If you take the Kena Upanishad, you find a synthesis of approach to the ultimate Reality by exploring the knowledge by senses, knowledge through the life processes, and knowledge through the mind: pranasya pranah. "There is a Life behind life, there is a Mind behind the mind and there is sense behind the sense”; strotasya srotam, chakshuh chakshuh, "There is an Ear behind the ear and there is the Eye behind the eye". So this reconciliation of the lower means of knowledge and the higher means of knowledge, this is the whole theme of the Kena Upanishad.

And as you go on with Upanishad after Upanishad, you find varieties of knowledge, as in Kathopanishad the knowledge that is given: what happens to one when one dies. Is death really the death? The entire knowledge, the secret of the soul, the secret of soul's passage through the body which dies, and the passage of the soul towards immortality, that whole secret knowledge is given by Yama to Nachiketas in the Katha Upanishad. Again the emphasis upon the knowledge!

If you come to Chhandogya Upanishad, you have first the conversation between Sanat kumar and Narada, where Narada, possessed of all kinds of knowledge which he describes first of all to his teacher, and if you see the list of the disciplines of knowledge that he describes, there is nothing that he does not know and yet he says, "Yet, I am not free from sorrow, therefore give me that knowledge by which I can be liberated from sorrow." And then Sanat kumar gives that knowledge by which sorrow can be transcended. Or you hear the story of Satyakama jabali and when he attains the knowledge, the knowledge of the Brahman blows on his face, as the teacher himself points out to him. Or you hear the conversation between Aruni and Shvetaketu. And Shvetaketu is a young man possessed of all knowledge that his teacher had already possessed and therefore possessed of the belief that there is nothing left for him to know, or even that he surpasses now his own fatheras far as knowledge is concerned. This is the description of Shvetaketu when he returns from his teacher's house. And then Aruni asks the question, "What is it knowing by which everything can be known?" And it is this question which develops into a dialogue and by giving various kinds of analogies, the knowledge that is imparted is: tat tvam asi, ( chand.U. Vl. 8. 7.) "Thou art that".
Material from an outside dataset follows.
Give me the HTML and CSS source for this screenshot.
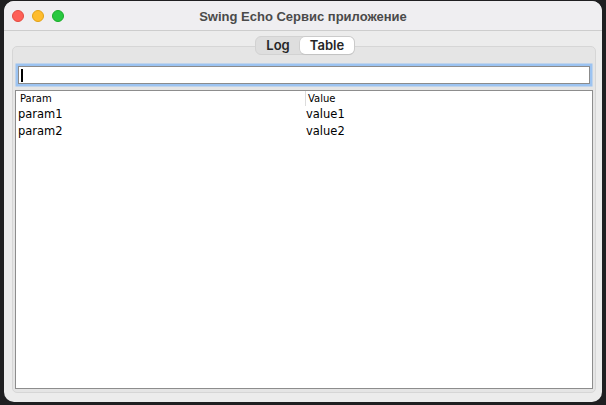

Or you come to Brihadaranyaka Upanishad and the dialogues between Yajnavalkya and Maitreyi. Or you come to Mundaka Upanishad or Mandukya Upanishad. The Mandukya Upanishad(n°3,4;5) gives the description of the state of jagrata, waking consciousness; the description of the dream state, the svapna avastha; the state of sleep, shushupati avastha ; and a fourth state, the turiya avastha. And a secret knowledge of how aum corresponds to these three states, and how at the end of ma there is still something left which is turiya, correspondent of turiya avastha.
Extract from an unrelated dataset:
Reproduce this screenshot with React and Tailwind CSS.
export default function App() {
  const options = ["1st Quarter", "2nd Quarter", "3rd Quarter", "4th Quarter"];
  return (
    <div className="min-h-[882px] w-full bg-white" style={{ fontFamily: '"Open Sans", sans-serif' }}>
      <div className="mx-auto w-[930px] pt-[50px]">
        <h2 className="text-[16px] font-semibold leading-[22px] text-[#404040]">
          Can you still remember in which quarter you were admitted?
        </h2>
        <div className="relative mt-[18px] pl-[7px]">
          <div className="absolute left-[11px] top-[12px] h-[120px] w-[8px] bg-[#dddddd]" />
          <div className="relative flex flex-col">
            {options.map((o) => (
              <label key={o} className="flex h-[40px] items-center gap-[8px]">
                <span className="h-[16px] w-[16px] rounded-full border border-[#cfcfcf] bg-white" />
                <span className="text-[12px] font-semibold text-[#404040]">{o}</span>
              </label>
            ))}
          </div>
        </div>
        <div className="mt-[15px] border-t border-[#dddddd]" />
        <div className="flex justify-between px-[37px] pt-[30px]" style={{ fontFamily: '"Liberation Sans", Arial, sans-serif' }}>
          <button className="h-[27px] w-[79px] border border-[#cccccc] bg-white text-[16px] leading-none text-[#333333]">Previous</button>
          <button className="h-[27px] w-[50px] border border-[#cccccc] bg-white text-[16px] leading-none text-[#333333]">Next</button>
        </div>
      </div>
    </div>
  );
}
So in this way, the Upanishads even while synthesizing Karma, Jnana and Bhakti, the emphasis is not upon that synthesis. Again in the Veda the emphasis was upon the gods and the man, and their relationship, not that this again is absent.

In the Isha Upanishad we have the worship of sun or Pushan, worship of Agni; in Kena Upanishad, we find reference to Agni, Vayu and Indra. So references to gods is not absent, but you can see definitely a kind of a departure from the earlier preoccupation with the gods and the Upanishadic occupation with something much different from the gods. Even the gods of the Vedas and the gods of the Upanishads are not on the same plane. The gods of the Upanishads like Indra, Varuna and Agni, can forget the Divine, in the Vedas, gods never forget the Divine. In this parable of the gods in the Kena Upanishad, these gods had won the battle and they believed that they had won -, and that is why the Supreme manifests itself, to remind them. And even then, they are not reminded, it is by the intervention of Uma, the Hemvati , who reveals to them that it is the Supreme Lord who is behind them, it is He who has brought them the victory. So you can see the difference between the gods in the Vedas and the gods in the Upanishads. But even then, Kena Upanishad (II, n°1, line2) itself says: Yadasya tvam yadasya deveshu. There are two ways by which you can approach the Divine, you can approach the Divine through the gods yadasya deveshu, or you can approach the Divine - Yadasya tvam, or you can approach through yourself. You go within yourself, that is you go deeper and deeper in you, and conquer the kingdom of your body, life and mind by the powers of the soul; or else you enlarge yourself and see the movement of gods on the Earth, gods in the antariksha, gods in the sky, gods of all the levels of existence and you discover behind them the Supreme Lord. So, Yadasya tvam yadasya deveshu. And there is a synthesis of these two powers of knowledge in the Kena Upanishad.